GPs are increasingly unable to order blood tests, including those for cancer and serious heart conditions, as the shortage of Roche components becomes a national crisis.
Experts have warned that the supply failure of blood test swabs and reagents – which could last for two to three weeks – risks forcing patients with chronic conditions back into hospital.
More than 100 doctors from across the UK have now contacted the Every Doctor campaign group to warn of test shortages in their area. In one case, an urgent test ordered for a patient suspected of having cancer was rejected due to a lack of kits.
At Swansea Bay NHS Trust, an email was sent to all staff saying supplies would run out within days “if we do not cease all immediately critical blood tests for GPs and outpatients”.

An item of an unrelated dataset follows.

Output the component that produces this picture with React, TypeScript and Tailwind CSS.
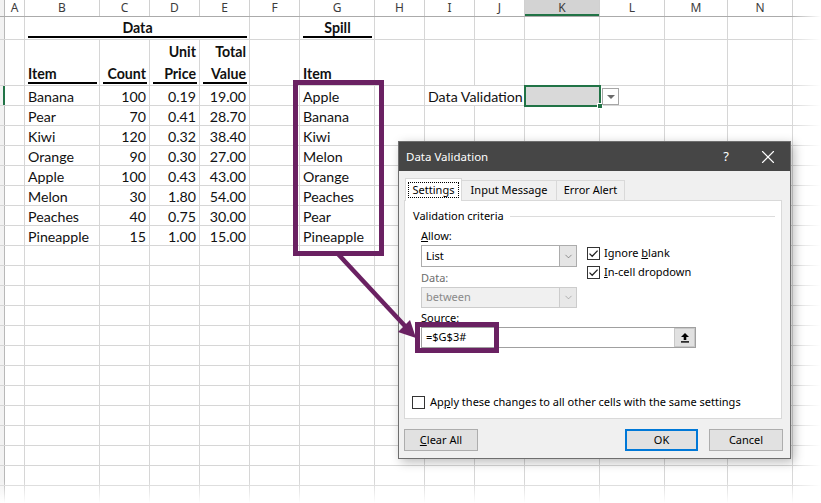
import React from 'react';
import { X, ChevronDown } from 'lucide-react';

const CELL = 'shrink-0 h-full border-r border-[#d6d6d6]';

type R = { item: string; count: string; price: string; total: string; spill: string; sel?: boolean };

const rows: R[] = [
  { item: 'Banana', count: '100', price: '0.19', total: '19.00', spill: 'Apple', sel: true },
  { item: 'Pear', count: '70', price: '0.41', total: '28.70', spill: 'Banana' },
  { item: 'Kiwi', count: '120', price: '0.32', total: '38.40', spill: 'Kiwi' },
  { item: 'Orange', count: '90', price: '0.30', total: '27.00', spill: 'Melon' },
  { item: 'Apple', count: '100', price: '0.43', total: '43.00', spill: 'Orange' },
  { item: 'Melon', count: '30', price: '1.80', total: '54.00', spill: 'Peaches' },
  { item: 'Peaches', count: '40', price: '0.75', total: '30.00', spill: 'Pear' },
  { item: 'Pineapple', count: '15', price: '1.00', total: '15.00', spill: 'Pineapple' },
];

function Rh({ sel }: { sel?: boolean }) {
  return (
    <div
      className={`w-[5px] shrink-0 h-full bg-[#f2f2f2] ${sel ? 'border-r-2 border-[#217346]' : 'border-r border-[#b8b8b8]'}`}
    />
  );
}

function E({ w }: { w: string }) {
  return <div className={`${w} ${CELL}`} />;
}

function Tail() {
  return (
    <>
      <E w="w-[65px]" />
      <E w="w-[63px]" />
      <E w="w-[65px]" />
      <E w="w-[28px]" />
    </>
  );
}

function ColHeader() {
  const cols: [string, string][] = [
    ['A', 'w-[20px]'],
    ['B', 'w-[75px]'],
    ['C', 'w-[50px]'],
    ['D', 'w-[50px]'],
    ['E', 'w-[50px]'],
    ['F', 'w-[50px]'],
    ['G', 'w-[75px]'],
    ['H', 'w-[50px]'],
    ['I', 'w-[50px]'],
    ['J', 'w-[50px]'],
    ['K', 'w-[75px]'],
    ['L', 'w-[65px]'],
    ['M', 'w-[63px]'],
    ['N', 'w-[65px]'],
    ['', 'w-[28px]'],
  ];
  return (
    <div className="flex h-[17px] border-b border-[#ababab] bg-white font-['Noto_Sans'] text-[12px] leading-[16px] text-[#3c3c3c]">
      <div className="w-[5px] shrink-0 h-full bg-[#f2f2f2] border-r border-[#b8b8b8]" />
      {cols.map(([l, w]) => (
        <div
          key={l + w}
          className={`${w} shrink-0 h-full border-r border-[#d0d0d0] flex items-center justify-center ${
            l === 'K' ? 'bg-[#d3d3d3] shadow-[inset_0_-2px_0_#217346]' : ''
          }`}
        >
          {l}
        </div>
      ))}
    </div>
  );
}

function TitleRow() {
  return (
    <div className="flex h-[23px] border-b border-[#d6d6d6] font-bold">
      <Rh />
      <E w="w-[20px]" />
      <div className={`w-[225px] ${CELL} flex flex-col justify-end pl-[3px] pr-[2px] pb-[1px]`}>
        <div className="leading-[16px] text-center">Data</div>
        <div className="h-[2px] bg-black" />
      </div>
      <E w="w-[50px]" />
      <div className={`w-[75px] ${CELL} flex flex-col justify-end pl-[3px] pr-[2px] pb-[1px]`}>
        <div className="leading-[16px] text-center">Spill</div>
        <div className="h-[2px] bg-black" />
      </div>
      <E w="w-[50px]" />
      <E w="w-[50px]" />
      <E w="w-[50px]" />
      <E w="w-[75px]" />
      <Tail />
    </div>
  );
}

function HeadCell({ w, lines, right }: { w: string; lines: string[]; right?: boolean }) {
  return (
    <div className={`${w} ${CELL} flex flex-col justify-end pl-[3px] pr-[2px] pb-[1px]`}>
      <div className={`flex flex-col gap-[6px] ${right ? 'items-end pr-[1px]' : 'items-start'}`}>
        {lines.map((l) => (
          <div key={l} className="leading-[16px]">
            {l}
          </div>
        ))}
      </div>
      <div className="h-[2px] bg-black" />
    </div>
  );
}

function HeaderRow() {
  return (
    <div className="flex h-[46px] border-b border-[#d6d6d6] font-bold">
      <Rh />
      <E w="w-[20px]" />
      <HeadCell w="w-[75px]" lines={['Item']} />
      <HeadCell w="w-[50px]" lines={['Count']} right />
      <HeadCell w="w-[50px]" lines={['Unit', 'Price']} right />
      <HeadCell w="w-[50px]" lines={['Total', 'Value']} right />
      <E w="w-[50px]" />
      <div className={`w-[75px] ${CELL} flex items-end pl-[3px] pb-[3px]`}>
        <div className="leading-[16px]">Item</div>
      </div>
      <E w="w-[50px]" />
      <E w="w-[50px]" />
      <E w="w-[50px]" />
      <E w="w-[75px]" />
      <Tail />
    </div>
  );
}

function DataRow({ r }: { r: R }) {
  const L = `${CELL} flex items-end pl-[3px] whitespace-nowrap`;
  const Rt = `${CELL} flex items-end justify-end pr-[3px]`;
  return (
    <div className="flex h-[20px] border-b border-[#d6d6d6] leading-[16px]">
      <Rh sel={r.sel} />
      <E w="w-[20px]" />
      <div className={`w-[75px] ${L}`}>{r.item}</div>
      <div className={`w-[50px] ${Rt}`}>{r.count}</div>
      <div className={`w-[50px] ${Rt}`}>{r.price}</div>
      <div className={`w-[50px] ${Rt}`}>{r.total}</div>
      <E w="w-[50px]" />
      <div className={`w-[75px] ${L}`}>{r.spill}</div>
      <E w="w-[50px]" />
      {r.sel ? (
        <div className={`w-[100px] ${L}`}>Data Validation</div>
      ) : (
        <>
          <E w="w-[50px]" />
          <E w="w-[50px]" />
        </>
      )}
      {r.sel ? (
        <div className={`w-[75px] ${CELL} relative z-10 bg-[#d9d9d9]`}>
          <div className="absolute -left-[1px] -top-[1px] w-[77px] h-[22px] border-2 border-[#217346]" />
          <div className="absolute left-[72px] top-[17px] w-[6px] h-[6px] bg-[#217346] border border-white" />
          <div className="absolute left-[77px] top-[2px] w-[17px] h-[17px] border border-[#a6a6a6] bg-white flex items-center justify-center">
            <div className="w-0 h-0 border-l-[4px] border-r-[4px] border-t-[4px] border-l-transparent border-r-transparent border-t-[#6b6b6b]" />
          </div>
        </div>
      ) : (
        <E w="w-[75px]" />
      )}
      <Tail />
    </div>
  );
}

function EmptyRow() {
  return (
    <div className="flex h-[20px] border-b border-[#d6d6d6]">
      <Rh />
      <E w="w-[20px]" />
      <E w="w-[75px]" />
      <E w="w-[50px]" />
      <E w="w-[50px]" />
      <E w="w-[50px]" />
      <E w="w-[50px]" />
      <E w="w-[75px]" />
      <E w="w-[50px]" />
      <E w="w-[50px]" />
      <E w="w-[50px]" />
      <E w="w-[75px]" />
      <Tail />
    </div>
  );
}

function Check({ on }: { on?: boolean }) {
  return (
    <div className="w-[13px] h-[13px] border border-[#333] bg-white shrink-0 flex items-center justify-center">
      {on && (
        <svg width="11" height="11" viewBox="0 0 11 11">
          <path d="M1.5 5.6 L4.2 8.3 L9.6 2.6" fill="none" stroke="#222" strokeWidth="1.3" />
        </svg>
      )}
    </div>
  );
}

function Dialog() {
  return (
    <div className="absolute left-[398px] top-[141px] w-[393px] h-[318px] border border-[#6e6e6e] bg-[#f0f0f0] shadow-[3px_3px_10px_rgba(0,0,0,0.28)] flex flex-col font-['Noto_Sans'] text-[11px] text-black z-20">
      <div className="h-[29px] bg-[#464646] flex items-center pl-[7px] text-white text-[11.5px] shrink-0">
        <span>Data Validation</span>
        <span className="ml-auto text-[13px] mr-[28px]">?</span>
        <X size={22} strokeWidth={1.2} color="#ffffff" className="mr-[11px]" />
      </div>
      <div className="flex flex-col pl-[5px]">
        <div className="flex items-end h-[22px] mt-[7px] pl-[1px]">
          <div className="relative z-10 -mb-px h-[23px] w-[57px] bg-white border border-b-0 border-[#d9d9d9] flex items-center justify-center">
            <div className="border border-dotted border-black px-[4px] leading-[14px]">Settings</div>
          </div>
          <div className="h-[20px] w-[95px] border border-l-0 border-b-0 border-[#d9d9d9] flex items-center justify-center">
            Input Message
          </div>
          <div className="h-[20px] w-[68px] border border-l-0 border-b-0 border-[#d9d9d9] flex items-center justify-center">
            Error Alert
          </div>
        </div>
        <div className="w-[378px] h-[219px] bg-white border border-[#d9d9d9] flex flex-col">
          <div className="flex items-center mt-[7px] pl-[8px] pr-[6px] h-[16px]">
            <span>Validation criteria</span>
            <div className="flex-1 h-px bg-[#dcdcdc] ml-[6px]" />
          </div>
          <div className="flex pl-[16px] mt-[4px]">
            <div className="flex flex-col w-[156px]">
              <div className="h-[16px] leading-[16px]">
                <span className="underline">A</span>llow:
              </div>
              <div className="mt-[1px] h-[22px] border border-[#acacac] flex">
                <div className="flex-1 pl-[4px] flex items-center">List</div>
                <div className="w-[17px] bg-[#e5e5e5] border-l border-[#acacac] flex items-center justify-center">
                  <ChevronDown size={11} strokeWidth={1.3} color="#555" />
                </div>
              </div>
              <div className="mt-[3px] h-[16px] leading-[16px] text-[#6d6d6d]">Data:</div>
              <div className="mt-[1px] h-[21px] border border-[#cccccc] bg-[#f0f0f0] flex text-[#8a8a8a]">
                <div className="flex-1 pl-[4px] flex items-center">between</div>
                <div className="w-[17px] bg-[#e8e8e8] border-l border-[#cccccc] flex items-center justify-center">
                  <ChevronDown size={11} strokeWidth={1.3} color="#888" />
                </div>
              </div>
            </div>
            <div className="flex flex-col ml-[10px] mt-[19px] gap-[6px]">
              <div className="flex items-center h-[13px] gap-[4px]">
                <Check on />
                <span>
                  Ignore <span className="underline">b</span>lank
                </span>
              </div>
              <div className="flex items-center h-[13px] gap-[4px]">
                <Check on />
                <span>
                  <span className="underline">I</span>n-cell dropdown
                </span>
              </div>
            </div>
          </div>
          <div className="pl-[16px] mt-[2px] h-[16px] leading-[16px]">Source:</div>
          <div className="ml-[16px] mt-[1px] w-[275px] h-[21px] border border-[#a0a0a0] flex">
            <div className="flex-1 pl-[4px] flex items-center">=$G$3#</div>
            <div className="w-[21px] bg-[#e1e1e1] border border-[#c8c8c8] flex items-center justify-center">
              <svg width="10" height="11" viewBox="0 0 10 11">
                <path d="M5 1 L9 5 L6.3 5 L6.3 8 L3.7 8 L3.7 5 L1 5 Z" fill="#000" />
                <rect x="1" y="9.2" width="8" height="1.4" fill="#000" />
              </svg>
            </div>
          </div>
          <div className="flex items-center pl-[7px] mt-[46px] h-[16px] gap-[5px]">
            <Check />
            <span>
              Ap<span className="underline">p</span>ly these changes to all other cells with the same settings
            </span>
          </div>
        </div>
        <div className="flex w-[379px] mt-[10px] h-[22px]">
          <div className="w-[74px] h-[22px] bg-[#e1e1e1] border border-[#adadad] flex items-center justify-center">
            <span>
              <span className="underline">C</span>lear All
            </span>
          </div>
          <div className="ml-auto w-[73px] h-[22px] bg-[#e1e1e1] border-2 border-[#0078d7] flex items-center justify-center">
            OK
          </div>
          <div className="ml-[11px] w-[74px] h-[22px] bg-[#e1e1e1] border border-[#adadad] flex items-center justify-center">
            Cancel
          </div>
        </div>
      </div>
    </div>
  );
}

export default function App() {
  return (
    <div className="relative w-[821px] h-[503px] overflow-hidden bg-white font-['Lato'] text-[14.2px] text-[#111]">
      <ColHeader />
      <TitleRow />
      <HeaderRow />
      {rows.map((r) => (
        <DataRow key={r.item} r={r} />
      ))}
      {Array.from({ length: 13 }).map((_, i) => (
        <EmptyRow key={i} />
      ))}

      <div className="absolute right-0 top-0 w-[30px] h-full bg-linear-to-r from-white/0 to-white z-10" />
      <div className="absolute left-0 bottom-0 w-full h-[22px] bg-linear-to-b from-white/0 to-white z-10" />

      <Dialog />

      <div className="absolute left-[293px] top-[80px] w-[91px] h-[176px] border-[5px] border-[#6a2162] z-30" />
      <div className="absolute left-[415px] top-[322px] w-[84px] h-[31px] border-[5px] border-[#6a2162] z-30" />
      <svg className="absolute left-0 top-0 z-30 pointer-events-none" width="821" height="503">
        <line x1="338" y1="254" x2="405" y2="326" stroke="#6a2162" strokeWidth="4.5" />
        <polygon points="416,338 398,332 410,320" fill="#6a2162" />
      </svg>
    </div>
  );
}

Meanwhile, Worcestershire Acute Trust on Wednesday ordered local GPs to cancel all blood tests until October 17, apart from a few priority cases. Other local NHS trusts are rationing blood tests for use by consultants only.
A GP in Lincolnshire said: “I spent a long time this morning going through almost 50 patients who were booked in for bloods on Monday next week to try and rationalise them and decide which could be deferred and which were needed urgently – not something I thought I would ever have to do as a GP working in a developed country.”
Dr Julia Paterson, from Every Doctor, said that for many patients with serious heart conditions it was only the availability of weekly blood tests that enabled them to live at home rather than be in hospital.
“This is an incredibly concerning situation which is fast mushrooming, and will be a total disaster for patient safety,” she said. “It is spiralling out of control and is going to get worse before it gets better.”
The supply problems are believed to be the result of a factory move by diagnostics manufacturer Roche, a Swiss multinational healthcare company that operates worldwide under two divisions, pharmaceuticals and diagnostics.
The company, which supplies blood tests for Covid-19, said earlier this week that it would prioritise supplies to help fight the pandemic.